* [WORK TO DO] Your task is to copy the listing exactly, with the pictures left out.

***

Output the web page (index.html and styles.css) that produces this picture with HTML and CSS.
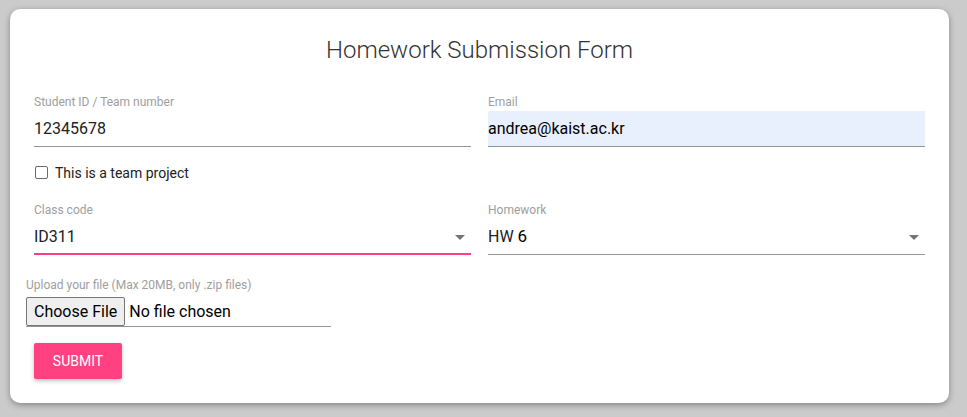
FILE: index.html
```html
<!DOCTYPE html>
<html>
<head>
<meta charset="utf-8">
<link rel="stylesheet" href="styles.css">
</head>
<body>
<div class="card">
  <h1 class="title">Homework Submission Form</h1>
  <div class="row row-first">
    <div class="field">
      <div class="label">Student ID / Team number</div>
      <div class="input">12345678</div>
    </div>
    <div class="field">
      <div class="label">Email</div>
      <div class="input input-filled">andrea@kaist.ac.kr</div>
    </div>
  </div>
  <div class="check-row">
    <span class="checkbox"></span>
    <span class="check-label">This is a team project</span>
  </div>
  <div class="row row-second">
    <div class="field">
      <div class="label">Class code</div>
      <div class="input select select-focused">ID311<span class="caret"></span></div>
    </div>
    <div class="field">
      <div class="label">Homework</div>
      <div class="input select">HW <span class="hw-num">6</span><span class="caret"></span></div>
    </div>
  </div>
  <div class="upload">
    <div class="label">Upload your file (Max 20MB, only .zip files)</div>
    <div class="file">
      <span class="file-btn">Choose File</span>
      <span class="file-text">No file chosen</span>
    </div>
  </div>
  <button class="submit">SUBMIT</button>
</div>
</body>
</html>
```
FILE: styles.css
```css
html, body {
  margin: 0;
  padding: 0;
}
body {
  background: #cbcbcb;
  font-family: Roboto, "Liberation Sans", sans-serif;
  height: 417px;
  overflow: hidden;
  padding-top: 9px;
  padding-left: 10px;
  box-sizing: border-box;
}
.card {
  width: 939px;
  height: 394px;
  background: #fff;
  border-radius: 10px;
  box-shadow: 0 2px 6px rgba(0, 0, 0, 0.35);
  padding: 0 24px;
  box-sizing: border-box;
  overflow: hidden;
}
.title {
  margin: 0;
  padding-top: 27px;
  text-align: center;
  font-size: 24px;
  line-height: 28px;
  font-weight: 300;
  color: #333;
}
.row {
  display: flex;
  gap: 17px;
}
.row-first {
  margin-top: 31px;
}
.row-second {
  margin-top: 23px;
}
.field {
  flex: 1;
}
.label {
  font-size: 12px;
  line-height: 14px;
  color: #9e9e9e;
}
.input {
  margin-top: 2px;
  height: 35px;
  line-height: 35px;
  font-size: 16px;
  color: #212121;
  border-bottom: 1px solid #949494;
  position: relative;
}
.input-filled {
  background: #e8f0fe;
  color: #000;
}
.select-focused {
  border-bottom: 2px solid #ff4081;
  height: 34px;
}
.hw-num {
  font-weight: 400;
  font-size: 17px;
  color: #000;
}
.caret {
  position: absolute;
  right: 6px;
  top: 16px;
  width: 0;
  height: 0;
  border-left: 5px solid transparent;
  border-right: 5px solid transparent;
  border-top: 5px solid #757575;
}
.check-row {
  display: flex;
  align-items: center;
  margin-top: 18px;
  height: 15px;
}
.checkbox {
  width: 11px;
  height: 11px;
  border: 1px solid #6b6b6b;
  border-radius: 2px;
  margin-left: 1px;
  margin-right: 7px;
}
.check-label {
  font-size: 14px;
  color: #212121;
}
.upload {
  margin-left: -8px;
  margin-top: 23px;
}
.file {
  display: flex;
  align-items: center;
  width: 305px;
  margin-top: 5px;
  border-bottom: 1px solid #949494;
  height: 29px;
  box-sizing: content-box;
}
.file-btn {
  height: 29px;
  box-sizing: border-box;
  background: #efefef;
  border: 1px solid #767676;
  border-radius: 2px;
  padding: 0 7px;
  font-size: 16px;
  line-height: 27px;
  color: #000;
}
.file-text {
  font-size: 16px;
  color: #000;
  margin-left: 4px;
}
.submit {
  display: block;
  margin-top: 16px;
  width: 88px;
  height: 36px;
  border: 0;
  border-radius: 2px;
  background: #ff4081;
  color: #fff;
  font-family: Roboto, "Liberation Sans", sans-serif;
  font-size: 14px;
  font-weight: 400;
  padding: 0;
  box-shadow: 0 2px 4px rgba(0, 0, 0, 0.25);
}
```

***

* [RESULT OF THIS TASK]
Output the web page (index.html and styles.css) that produces this picture with HTML and CSS.
FILE: index.html
```html
<!DOCTYPE html>
<html>
<head>
<meta charset="utf-8">
<link rel="stylesheet" href="styles.css">
</head>
<body>
<div class="card">
  <h1 class="title">Homework Submission Form</h1>
  <div class="row row-first">
    <div class="field">
      <div class="label">Student ID / Team number</div>
      <div class="input">12345678</div>
    </div>
    <div class="field">
      <div class="label">Email</div>
      <div class="input input-filled">andrea@kaist.ac.kr</div>
    </div>
  </div>
  <div class="check-row">
    <span class="checkbox"></span>
    <span class="check-label">This is a team project</span>
  </div>
  <div class="row row-second">
    <div class="field">
      <div class="label">Class code</div>
      <div class="input select select-focused">ID311<span class="caret"></span></div>
    </div>
    <div class="field">
      <div class="label">Homework</div>
      <div class="input select">HW <span class="hw-num">6</span><span class="caret"></span></div>
    </div>
  </div>
  <div class="upload">
    <div class="label">Upload your file (Max 20MB, only .zip files)</div>
    <div class="file">
      <span class="file-btn">Choose File</span>
      <span class="file-text">No file chosen</span>
    </div>
  </div>
  <button class="submit">SUBMIT</button>
</div>
</body>
</html>
```
FILE: styles.css
```css
html, body {
  margin: 0;
  padding: 0;
}
body {
  background: #cbcbcb;
  font-family: Roboto, "Liberation Sans", sans-serif;
  height: 417px;
  overflow: hidden;
  padding-top: 9px;
  padding-left: 10px;
  box-sizing: border-box;
}
.card {
  width: 939px;
  height: 394px;
  background: #fff;
  border-radius: 10px;
  box-shadow: 0 2px 6px rgba(0, 0, 0, 0.35);
  padding: 0 24px;
  box-sizing: border-box;
  overflow: hidden;
}
.title {
  margin: 0;
  padding-top: 27px;
  text-align: center;
  font-size: 24px;
  line-height: 28px;
  font-weight: 300;
  color: #333;
}
.row {
  display: flex;
  gap: 17px;
}
.row-first {
  margin-top: 31px;
}
.row-second {
  margin-top: 23px;
}
.field {
  flex: 1;
}
.label {
  font-size: 12px;
  line-height: 14px;
  color: #9e9e9e;
}
.input {
  margin-top: 2px;
  height: 35px;
  line-height: 35px;
  font-size: 16px;
  color: #212121;
  border-bottom: 1px solid #949494;
  position: relative;
}
.input-filled {
  background: #e8f0fe;
  color: #000;
}
.select-focused {
  border-bottom: 2px solid #ff4081;
  height: 34px;
}
.hw-num {
  font-weight: 400;
  font-size: 17px;
  color: #000;
}
.caret {
  position: absolute;
  right: 6px;
  top: 16px;
  width: 0;
  height: 0;
  border-left: 5px solid transparent;
  border-right: 5px solid transparent;
  border-top: 5px solid #757575;
}
.check-row {
  display: flex;
  align-items: center;
  margin-top: 18px;
  height: 15px;
}
.checkbox {
  width: 11px;
  height: 11px;
  border: 1px solid #6b6b6b;
  border-radius: 2px;
  margin-left: 1px;
  margin-right: 7px;
}
.check-label {
  font-size: 14px;
  color: #212121;
}
.upload {
  margin-left: -8px;
  margin-top: 23px;
}
.file {
  display: flex;
  align-items: center;
  width: 305px;
  margin-top: 5px;
  border-bottom: 1px solid #949494;
  height: 29px;
  box-sizing: content-box;
}
.file-btn {
  height: 29px;
  box-sizing: border-box;
  background: #efefef;
  border: 1px solid #767676;
  border-radius: 2px;
  padding: 0 7px;
  font-size: 16px;
  line-height: 27px;
  color: #000;
}
.file-text {
  font-size: 16px;
  color: #000;
  margin-left: 4px;
}
.submit {
  display: block;
  margin-top: 16px;
  width: 88px;
  height: 36px;
  border: 0;
  border-radius: 2px;
  background: #ff4081;
  color: #fff;
  font-family: Roboto, "Liberation Sans", sans-serif;
  font-size: 14px;
  font-weight: 400;
  padding: 0;
  box-shadow: 0 2px 4px rgba(0, 0, 0, 0.25);
}
```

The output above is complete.